— BEGIN SOURCE MATERIAL —

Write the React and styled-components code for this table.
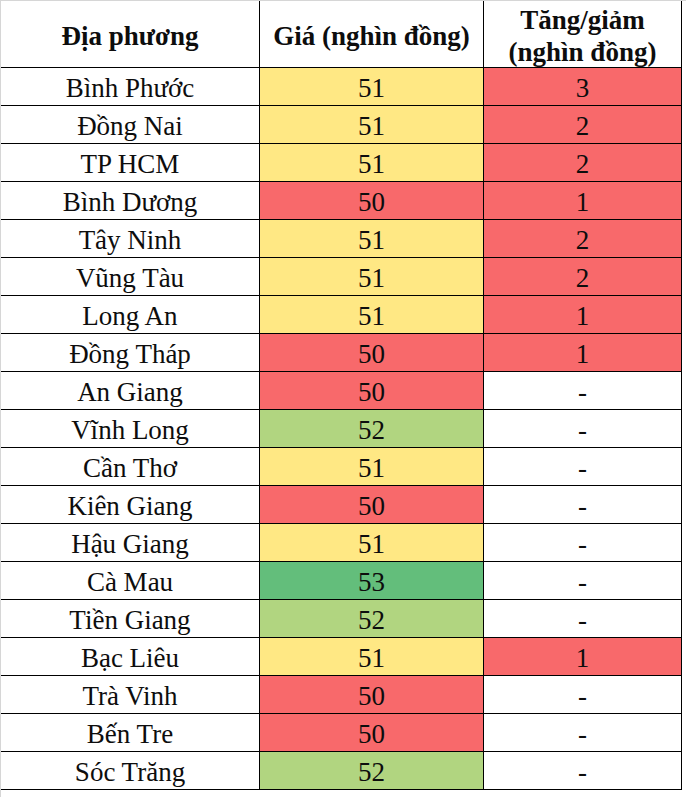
import React from "react";
import styled, { createGlobalStyle } from "styled-components";

const GlobalStyle = createGlobalStyle`
  html, body {
    margin: 0;
    padding: 0;
    background: #ffffff;
  }
`;

const colors = {
  red: "#f8696b",
  yellow: "#ffe884",
  lime: "#b1d580",
  green: "#63be7b",
};

const Frame = styled.div`
  width: 686px;
  height: 797px;
  box-sizing: border-box;
  border-top: 1px solid #d6d6d6;
  border-left: 1px solid #d6d6d6;
`;

const Table = styled.div`
  display: grid;
  grid-template-columns: 259px 224px 198px;
  grid-template-rows: 67px repeat(19, 38px);
  width: 681px;
  font-family: "Liberation Serif", "Times New Roman", serif;
  color: #0d0d0d;
`;

const Cell = styled.div`
  box-sizing: border-box;
  display: flex;
  align-items: center;
  justify-content: center;
  text-align: center;
  border-bottom: 1px solid #000000;
  border-right: 1px solid #000000;
  background: ${(props) => (props.fill ? colors[props.fill] : "#ffffff")};
  font-size: 27px;
  line-height: 1;
  padding-top: 4px;
`;

const HeadCell = styled(Cell)`
  font-weight: bold;
  line-height: 32px;
  padding-top: 3px;
`;

const rows = [
  ["Bình Phước", "51", "yellow", "3"],
  ["Đồng Nai", "51", "yellow", "2"],
  ["TP HCM", "51", "yellow", "2"],
  ["Bình Dương", "50", "red", "1"],
  ["Tây Ninh", "51", "yellow", "2"],
  ["Vũng Tàu", "51", "yellow", "2"],
  ["Long An", "51", "yellow", "1"],
  ["Đồng Tháp", "50", "red", "1"],
  ["An Giang", "50", "red", "-"],
  ["Vĩnh Long", "52", "lime", "-"],
  ["Cần Thơ", "51", "yellow", "-"],
  ["Kiên Giang", "50", "red", "-"],
  ["Hậu Giang", "51", "yellow", "-"],
  ["Cà Mau", "53", "green", "-"],
  ["Tiền Giang", "52", "lime", "-"],
  ["Bạc Liêu", "51", "yellow", "1"],
  ["Trà Vinh", "50", "red", "-"],
  ["Bến Tre", "50", "red", "-"],
  ["Sóc Trăng", "52", "lime", "-"],
];

export default function App() {
  return (
    <>
      <GlobalStyle />
      <Frame>
        <Table>
          <HeadCell>Địa phương</HeadCell>
          <HeadCell>Giá (nghìn đồng)</HeadCell>
          <HeadCell>
            Tăng/giảm
            <br />
            (nghìn đồng)
          </HeadCell>
          {rows.map(([place, price, fill, change]) => (
            <React.Fragment key={place}>
              <Cell>{place}</Cell>
              <Cell fill={fill}>{price}</Cell>
              <Cell fill={change === "-" ? null : "red"}>{change}</Cell>
            </React.Fragment>
          ))}
        </Table>
      </Frame>
    </>
  );
}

— END SOURCE MATERIAL —

Each line above is to be copied verbatim. Drop any image from the copy.

Write the React and styled-components code for this table.
import React from "react";
import styled, { createGlobalStyle } from "styled-components";

const GlobalStyle = createGlobalStyle`
  html, body {
    margin: 0;
    padding: 0;
    background: #ffffff;
  }
`;

const colors = {
  red: "#f8696b",
  yellow: "#ffe884",
  lime: "#b1d580",
  green: "#63be7b",
};

const Frame = styled.div`
  width: 686px;
  height: 797px;
  box-sizing: border-box;
  border-top: 1px solid #d6d6d6;
  border-left: 1px solid #d6d6d6;
`;

const Table = styled.div`
  display: grid;
  grid-template-columns: 259px 224px 198px;
  grid-template-rows: 67px repeat(19, 38px);
  width: 681px;
  font-family: "Liberation Serif", "Times New Roman", serif;
  color: #0d0d0d;
`;

const Cell = styled.div`
  box-sizing: border-box;
  display: flex;
  align-items: center;
  justify-content: center;
  text-align: center;
  border-bottom: 1px solid #000000;
  border-right: 1px solid #000000;
  background: ${(props) => (props.fill ? colors[props.fill] : "#ffffff")};
  font-size: 27px;
  line-height: 1;
  padding-top: 4px;
`;

const HeadCell = styled(Cell)`
  font-weight: bold;
  line-height: 32px;
  padding-top: 3px;
`;

const rows = [
  ["Bình Phước", "51", "yellow", "3"],
  ["Đồng Nai", "51", "yellow", "2"],
  ["TP HCM", "51", "yellow", "2"],
  ["Bình Dương", "50", "red", "1"],
  ["Tây Ninh", "51", "yellow", "2"],
  ["Vũng Tàu", "51", "yellow", "2"],
  ["Long An", "51", "yellow", "1"],
  ["Đồng Tháp", "50", "red", "1"],
  ["An Giang", "50", "red", "-"],
  ["Vĩnh Long", "52", "lime", "-"],
  ["Cần Thơ", "51", "yellow", "-"],
  ["Kiên Giang", "50", "red", "-"],
  ["Hậu Giang", "51", "yellow", "-"],
  ["Cà Mau", "53", "green", "-"],
  ["Tiền Giang", "52", "lime", "-"],
  ["Bạc Liêu", "51", "yellow", "1"],
  ["Trà Vinh", "50", "red", "-"],
  ["Bến Tre", "50", "red", "-"],
  ["Sóc Trăng", "52", "lime", "-"],
];

export default function App() {
  return (
    <>
      <GlobalStyle />
      <Frame>
        <Table>
          <HeadCell>Địa phương</HeadCell>
          <HeadCell>Giá (nghìn đồng)</HeadCell>
          <HeadCell>
            Tăng/giảm
            <br />
            (nghìn đồng)
          </HeadCell>
          {rows.map(([place, price, fill, change]) => (
            <React.Fragment key={place}>
              <Cell>{place}</Cell>
              <Cell fill={fill}>{price}</Cell>
              <Cell fill={change === "-" ? null : "red"}>{change}</Cell>
            </React.Fragment>
          ))}
        </Table>
      </Frame>
    </>
  );
}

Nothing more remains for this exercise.